Bernstein & Feldman, P.A.

Providing Personal Counsel
And Representation For Over
30 Years

Safe Building Code bill could gain ground in post-Sandy Congress

The insurance industry has long lobbied for national building code standards, and the fight has finally come to the 113th Congress. Bills were introduced in the House and the Senate recently that would encourage, not mandate, states to adopt a best-practices, state-wide building code.

The measure is similar to Maryland's approach to having counties or municipalities adopt building codes that meet certain standards. Congress would ask that states adopt (and then enforce) a model building code -- for residential and commercial properties -- that meets minimum "life-safety standards" defined by a code organization. States that comply will then qualify for a 4 percent increase in federal disaster relief funds.

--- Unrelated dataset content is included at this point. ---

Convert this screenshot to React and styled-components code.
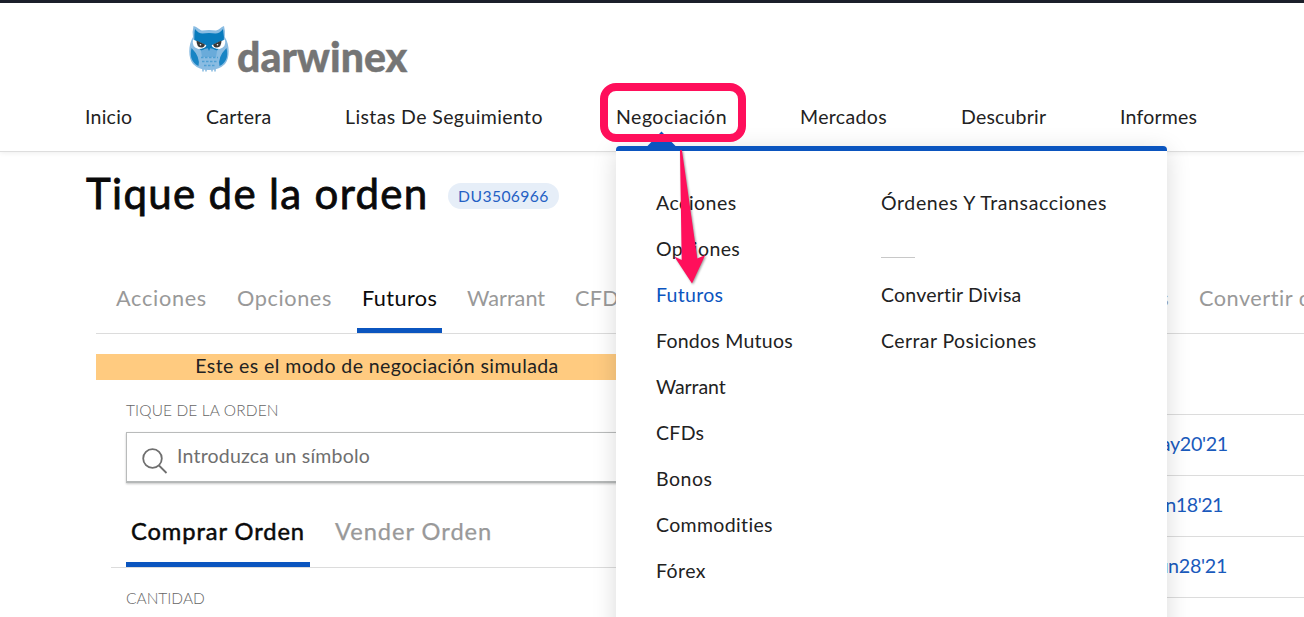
import React from "react";
import styled, { createGlobalStyle } from "styled-components";

const blue = "#0b55bf";
const pink = "#ff0f5b";

const GlobalStyle = createGlobalStyle`
  * { box-sizing: border-box; }
  html, body { margin: 0; height: 100%; overflow: hidden; background: #fff; }
  body { font-family: Lato, "Open Sans", sans-serif; color: #222; }
`;

const Page = styled.div`
  position: relative;
  width: 1304px;
  height: 617px;
  overflow: hidden;
  background: #fff;
`;

const Header = styled.header`
  height: 152px;
  border-top: 3px solid #1b1f2a;
  border-bottom: 1px solid #dedede;
  box-shadow: 0 1px 5px rgba(0, 0, 0, 0.07);
`;

const Brand = styled.div`
  display: flex;
  height: 88px;
  padding: 21px 0 0 187px;
`;

const BrandName = styled.span`
  margin: 8px 0 0 6px;
  font-size: 41px;
  line-height: 50px;
  font-weight: 900;
  letter-spacing: ${(p) => p.$ls}px;
  color: #757575;
  -webkit-text-stroke: 0.4px #757575;
`;

const Nav = styled.nav`
  display: grid;
  grid-template-columns: 121px 139px 271px 184px 161px 159px auto;
  padding-left: 85px;
`;

const NavLink = styled.a`
  font-size: 19.5px;
  line-height: 52px;
  white-space: nowrap;
  letter-spacing: ${(p) => p.$ls}px;
`;

const TitleRow = styled.div`
  display: flex;
  align-items: center;
  height: 87px;
  padding: 0 0 5px 86px;
`;

const Title = styled.h1`
  margin: 0;
  width: 362px;
  font-size: 42px;
  line-height: 50px;
  font-weight: 400;
  letter-spacing: ${(p) => p.$ls}px;
  white-space: nowrap;
  color: #0a0a0a;
  -webkit-text-stroke: 0.8px #0a0a0a;
`;

const Account = styled.span`
  width: 111px;
  height: 26px;
  margin-top: 5px;
  border-radius: 13px;
  background: #e6eef8;
  color: #2460c4;
  font-size: 15.7px;
  line-height: 26px;
  text-align: center;
  letter-spacing: ${(p) => p.$ls}px;
`;

const Tabs = styled.div`
  display: grid;
  grid-template-columns: 121px 120px 110px 108px 120px 504px auto;
  height: 95px;
  margin-left: 96px;
  padding-left: 20px;
  border-bottom: 1px solid #dcdcdc;
`;

const Tab = styled.div`
  justify-self: ${(p) => (p.$end ? "end" : "start")};
  padding: ${(p) => (p.$active ? "0 5px" : p.$end ? "0 30px 0 0" : "0")};
  height: 94px;
  border-bottom: 5px solid ${(p) => (p.$active ? blue : "transparent")};
  font-size: 21.7px;
  line-height: 118px;
  white-space: nowrap;
  letter-spacing: ${(p) => p.$ls}px;
  color: ${(p) => (p.$active ? "#0a0a0a" : "#999")};
`;

const Columns = styled.div`
  display: flex;
  padding: 20px 0 0 96px;
`;

const Ticket = styled.section`
  width: 562px;
`;

const Banner = styled.div`
  height: 26px;
  background: #ffcb80;
  font-size: 19.5px;
  line-height: 24px;
  text-align: center;
  letter-spacing: ${(p) => p.$ls}px;
`;

const Label = styled.div`
  margin-left: 30px;
  padding-top: ${(p) => p.$top}px;
  font-size: 15.5px;
  line-height: 20px;
  font-weight: 300;
  letter-spacing: ${(p) => p.$ls}px;
  color: #666;
`;

const Search = styled.div`
  display: flex;
  height: 51px;
  margin: 12px 0 0 30px;
  border: 1px solid #b9bbbb;
  border-bottom: 2px solid #b5b8b8;
  box-shadow: 0 1px 2px rgba(0, 0, 0, 0.22);
  padding: 15px 0 0 15px;
  color: #6f6f6f;
  font-size: 19.5px;
  line-height: 16px;
  letter-spacing: ${(p) => p.$ls}px;

  svg { margin-right: 9px; flex: none; }
`;

const SideTabs = styled.div`
  display: flex;
  gap: 25px;
  height: 85px;
  margin-left: 15px;
  padding-left: 15px;
  border-bottom: 1px solid #dcdcdc;
`;

const SideTab = styled.div`
  width: 184px;
  height: 84px;
  padding-left: ${(p) => (p.$active ? 5 : 0)}px;
  border-bottom: 5px solid ${(p) => (p.$active ? blue : "transparent")};
  font-size: 23.7px;
  line-height: 97px;
  white-space: nowrap;
  letter-spacing: ${(p) => p.$ls}px;
  color: ${(p) => (p.$active ? "#0a0a0a" : "#999")};
  -webkit-text-stroke: ${(p) => (p.$active ? 0.5 : 0.25)}px currentColor;
`;

const Contracts = styled.section`
  flex: 1;
  padding-top: 60px;
`;

const Contract = styled.div`
  height: 61px;
  border-top: 1px solid #dcdcdc;
  padding-right: ${(p) => p.$right}px;
  text-align: right;
  font-size: 19.7px;
  line-height: 57px;
  letter-spacing: ${(p) => p.$ls}px;
  color: #1a5abc;
`;

const Menu = styled.div`
  position: absolute;
  left: 616px;
  top: 146px;
  display: grid;
  grid-template-columns: 225px auto;
  align-content: start;
  width: 551px;
  height: 500px;
  padding: 29px 0 0 40px;
  border-top: 5px solid ${blue};
  border-radius: 4px 4px 0 0;
  background: #fff;
  box-shadow: 0 5px 25px rgba(0, 0, 0, 0.15);
`;

const MenuColumn = styled.div`
  display: flex;
  flex-direction: column;
`;

const MenuItem = styled.a`
  height: 46px;
  font-size: 19.5px;
  line-height: 46px;
  white-space: nowrap;
  letter-spacing: ${(p) => p.$ls}px;
  color: ${(p) => (p.$active ? blue : "#222")};
`;

const Divider = styled.div`
  width: 34px;
  height: 32px;
  margin-bottom: 14px;
  border-bottom: 1px solid #c8c8c8;
`;

const Overlay = styled.svg`
  position: absolute;
  left: 590px;
  top: 75px;
`;

const Owl = () => (
  <svg width="44" height="50" viewBox="0 0 44 50">
    <path d="M16 43v4.500M19 43v4.500M25 43v4.500M28 43v4.500" stroke="#8abce2" strokeWidth="1.600" />
    <path d="M6.500 2c4 1 6 4 8.500 4.500q7-1.200 14 0C32 6 34 3 37 2q1.500 5 .8 11C43 21 43 34 38 40q-6 6-16 6T6 40C1 34 1 21 6 13Q5 8 6.500 2z" fill="#8abce2" />
    <path d="M8 5q3.500 4.500 7.500 4.500 6.500-1 13 0 4 0 7.500-4.500 1.500 8 .5 14L30 26.500H14L7.500 19Q7 10 8 5z" fill="#087bbd" />
    <path d="M14 27q8-6 16 0l-1 6H15z" fill="#6aabda" />
    <path d="M4.500 24q9 9 7 18-10-5-7-18zM39.500 24q-9 9-7 18 10-5 7-18z" fill="#1884c4" />
    <path d="M6 15.500Q4.500 23.500 11.500 25q6.500 0 8-3.800zM38 15.500Q39.500 23.500 32.500 25q-6.500 0-8-3.800z" fill="#fff" />
    <path d="M9.500 16.500l8.500 3.900q-1 3.200-4 3.200-4.500-.6-4.500-7.100zM34.500 16.500L26 20.400q1 3.200 4 3.200 4.500-.6 4.500-7.100z" fill="#383838" />
    <circle cx="13.500" cy="20.800" r=".8" fill="#fff" />
    <circle cx="30.500" cy="20.800" r=".8" fill="#fff" />
    <path d="M19 20h6l-3 7z" fill="#087bbd" />
    <path d="M14 33.500h17M15 37.500h15M17 41.500h11" stroke="#4f9fd3" strokeWidth="1.400" strokeDasharray="2.500 1.500" />
  </svg>
);

const nav = [
  ["Inicio", 0.25], ["Cartera", 0.25], ["Listas De Seguimiento", 0.4],
  ["Negociación", 0.5], ["Mercados", 0.35], ["Descubrir", 0.2], ["Informes", 0.2],
];

const tabs = [
  ["Acciones", 0.7], ["Opciones", 0.6], ["Futuros", 0.4],
  ["Warrant", 0], ["CFDs", 0.3], ["Fondos Mutuos", 0.3], ["Convertir divisa", 0.5],
];

const products = [
  ["Acciones", 0.5], ["Opciones", 0.4], ["Futuros", 0.3], ["Fondos Mutuos", 0.25],
  ["Warrant", -0.1], ["CFDs", 0.3], ["Bonos", 0.5], ["Commodities", 0.35], ["Fórex", 0.4],
];

const contracts = [["May20'21", 76, -0.3], ["Jun18'21", 81, -0.5], ["Jun28'21", 77, -0.3]];

export default function App() {
  return (
    <Page>
      <GlobalStyle />
      <Header>
        <Brand>
          <Owl />
          <BrandName $ls={0}>darwinex</BrandName>
        </Brand>
        <Nav>
          {nav.map(([t, ls]) => <NavLink key={t} $ls={ls}>{t}</NavLink>)}
        </Nav>
      </Header>
      <TitleRow>
        <Title $ls={1.33}>Tique de la orden</Title>
        <Account $ls={0.4}>DU3506966</Account>
      </TitleRow>
      <Tabs>
        {tabs.map(([t, ls], i) => (
          <Tab key={t} $ls={ls} $active={i === 2} $end={i === 5}>{t}</Tab>
        ))}
      </Tabs>
      <Columns>
        <Ticket>
          <Banner $ls={0.41}>Este es el modo de negociación simulada</Banner>
          <Label $top={20} $ls={0.12}>TIQUE DE LA ORDEN</Label>
          <Search $ls={0.2}>
            <svg width="26" height="27" viewBox="0 0 26 27" fill="none" stroke="#6f6f6f" strokeWidth="1.800">
              <circle cx="10.500" cy="10.500" r="9.300" />
              <path d="M17 17.500l7.500 7.500" />
            </svg>
            Introduzca un símbolo
          </Search>
          <SideTabs>
            <SideTab $active $ls={0.92}>Comprar Orden</SideTab>
            <SideTab $ls={0.95}>Vender Orden</SideTab>
          </SideTabs>
          <Label $top={20} $ls={0}>CANTIDAD</Label>
        </Ticket>
        <Contracts>
          {contracts.map(([t, right, ls]) => (
            <Contract key={t} $right={right} $ls={ls}>{t}</Contract>
          ))}
          <Contract />
        </Contracts>
      </Columns>
      <Menu>
        <MenuColumn>
          {products.map(([t, ls]) => (
            <MenuItem key={t} $ls={ls} $active={t === "Futuros"}>{t}</MenuItem>
          ))}
        </MenuColumn>
        <MenuColumn>
          <MenuItem $ls={0.62}>Órdenes Y Transacciones</MenuItem>
          <Divider />
          <MenuItem $ls={0.2}>Convertir Divisa</MenuItem>
          <MenuItem $ls={0.42}>Cerrar Posiciones</MenuItem>
        </MenuColumn>
      </Menu>
      <Overlay width="170" height="220" viewBox="0 0 170 220">
        <path d="M57 71.500L71.500 56.500 86 71.500z" fill={blue} />
        <rect x="14" y="12" width="138" height="51" rx="12" fill="none" stroke={pink} strokeWidth="8" />
        <path d="M90 75.500q1-1.500 2 0L107.300 183.500 115.300 180 102 208.500 84.300 181.500 91.700 185z" fill={pink} style={{ filter: "drop-shadow(1px 1px 1px rgba(0,0,0,.4))" }} />
      </Overlay>
    </Page>
  );
}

(If the concept of a "code organization" is a little foreign, you are not alone. There are organizations out there made up of industry experts that review national standards against new research and technology. They then recommend amendments to the code in question. In this case, the building code would incorporate the minimum acceptable criteria for design, construction and maintenance gleaned from experts' knowledge and experience.) 

The nationally recognized standards would serve as a baseline below which state codes could not fall. States would have to make sure their codes are in keeping with the most recent national standards and could not go longer than six years without updating their codes.

The Safe Building Code Incentive Act debuted, in fact, in 2007, with the 110th Congress. Insurance companies feel strongly enough about the measure that they have found a sponsor in each house during each session since. What proponents hope now is that the devastation wrought by Hurricane/Superstorm Sandy as well as floods in other parts of the country will convince lawmakers that national standards are imperative.